▶ EXERCISE DIRECTIONS
Set the data down again, exactly as it reads, but without the pictures.

▶ DATA SHOWN

▶

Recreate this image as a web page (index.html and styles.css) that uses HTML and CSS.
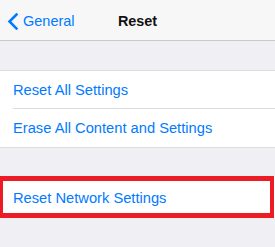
FILE: index.html
```html
<!DOCTYPE html>
<html lang="en">
<head>
    <meta charset="UTF-8">
    <meta name="viewport" content="width=device-width, initial-scale=1.0">
    <title>Reset</title>
    <link rel="stylesheet" href="styles.css">
</head>
<body>
   <nav class="navbar">
    <a class="back" href="#">
        <svg class="chevron" width="11" height="17" viewBox="0 0 11 17">
            <path d="M9.5 1.5 L2.5 8.5 L9.5 15.5" fill="none" stroke="#007aff" stroke-width="2.6" stroke-linecap="square"/>
        </svg>
        <span>General</span>
    </a>
    <h1 class="title">Reset</h1>
    <div></div>
   </nav>
   <div class="group first">
      <div class="row">Reset All Settings</div>
      <div class="row">Erase All Content and Settings</div>
   </div>
   <div class="group second">
      <div class="row marked">Reset Network Settings</div>
   </div>
</body>
</html>
```

FILE: styles.css
```css
* {
  box-sizing: border-box;
}
body {
  margin: 0;
  background-color: #efeff4;
  font-family: "Liberation Sans", Arial, sans-serif;
  font-size: 14.7px;
}
.navbar {
  display: grid;
  grid-template-columns: 1fr auto 1fr;
  align-items: center;
  height: 41px;
  background-color: #f7f7f8;
  border-bottom: 1px solid #c8c7cc;
}
.back {
  display: flex;
  align-items: center;
  gap: 5px;
  padding-left: 7px;
  color: #007aff;
  text-decoration: none;
  font-size: 14.5px;
  padding-top: 2px;
}
.chevron {
  display: block;
}
.title {
  margin: 0;
  font-size: 14.4px;
  font-weight: bold;
  color: #111;
  padding-top: 1px;
}
.group {
  background-color: #fff;
}
.first {
  margin-top: 29px;
  border-top: 1px solid #dcdce0;
  border-bottom: 1px solid #dcdce0;
}
.second {
  margin-top: 28px;
}
.row {
  display: flex;
  align-items: center;
  height: 38px;
  margin-left: 13px;
  color: #007aff;
}
.first .row:first-child {
  border-bottom: 1px solid #dcdce0;
}
.marked {
  margin-left: 0;
  height: 42px;
  padding-left: 10px;
  padding-top: 1px;
  border: 5px solid #ed1c24;
  border-left-width: 3px;
  border-right-width: 4px;
  margin-right: 1px;
}
```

◀

▶ RIGHT ANSWER
Recreate this image as a web page (index.html and styles.css) that uses HTML and CSS.
FILE: index.html
```html
<!DOCTYPE html>
<html lang="en">
<head>
    <meta charset="UTF-8">
    <meta name="viewport" content="width=device-width, initial-scale=1.0">
    <title>Reset</title>
    <link rel="stylesheet" href="styles.css">
</head>
<body>
   <nav class="navbar">
    <a class="back" href="#">
        <svg class="chevron" width="11" height="17" viewBox="0 0 11 17">
            <path d="M9.5 1.5 L2.5 8.5 L9.5 15.5" fill="none" stroke="#007aff" stroke-width="2.6" stroke-linecap="square"/>
        </svg>
        <span>General</span>
    </a>
    <h1 class="title">Reset</h1>
    <div></div>
   </nav>
   <div class="group first">
      <div class="row">Reset All Settings</div>
      <div class="row">Erase All Content and Settings</div>
   </div>
   <div class="group second">
      <div class="row marked">Reset Network Settings</div>
   </div>
</body>
</html>
```

FILE: styles.css
```css
* {
  box-sizing: border-box;
}
body {
  margin: 0;
  background-color: #efeff4;
  font-family: "Liberation Sans", Arial, sans-serif;
  font-size: 14.7px;
}
.navbar {
  display: grid;
  grid-template-columns: 1fr auto 1fr;
  align-items: center;
  height: 41px;
  background-color: #f7f7f8;
  border-bottom: 1px solid #c8c7cc;
}
.back {
  display: flex;
  align-items: center;
  gap: 5px;
  padding-left: 7px;
  color: #007aff;
  text-decoration: none;
  font-size: 14.5px;
  padding-top: 2px;
}
.chevron {
  display: block;
}
.title {
  margin: 0;
  font-size: 14.4px;
  font-weight: bold;
  color: #111;
  padding-top: 1px;
}
.group {
  background-color: #fff;
}
.first {
  margin-top: 29px;
  border-top: 1px solid #dcdce0;
  border-bottom: 1px solid #dcdce0;
}
.second {
  margin-top: 28px;
}
.row {
  display: flex;
  align-items: center;
  height: 38px;
  margin-left: 13px;
  color: #007aff;
}
.first .row:first-child {
  border-bottom: 1px solid #dcdce0;
}
.marked {
  margin-left: 0;
  height: 42px;
  padding-left: 10px;
  padding-top: 1px;
  border: 5px solid #ed1c24;
  border-left-width: 3px;
  border-right-width: 4px;
  margin-right: 1px;
}
```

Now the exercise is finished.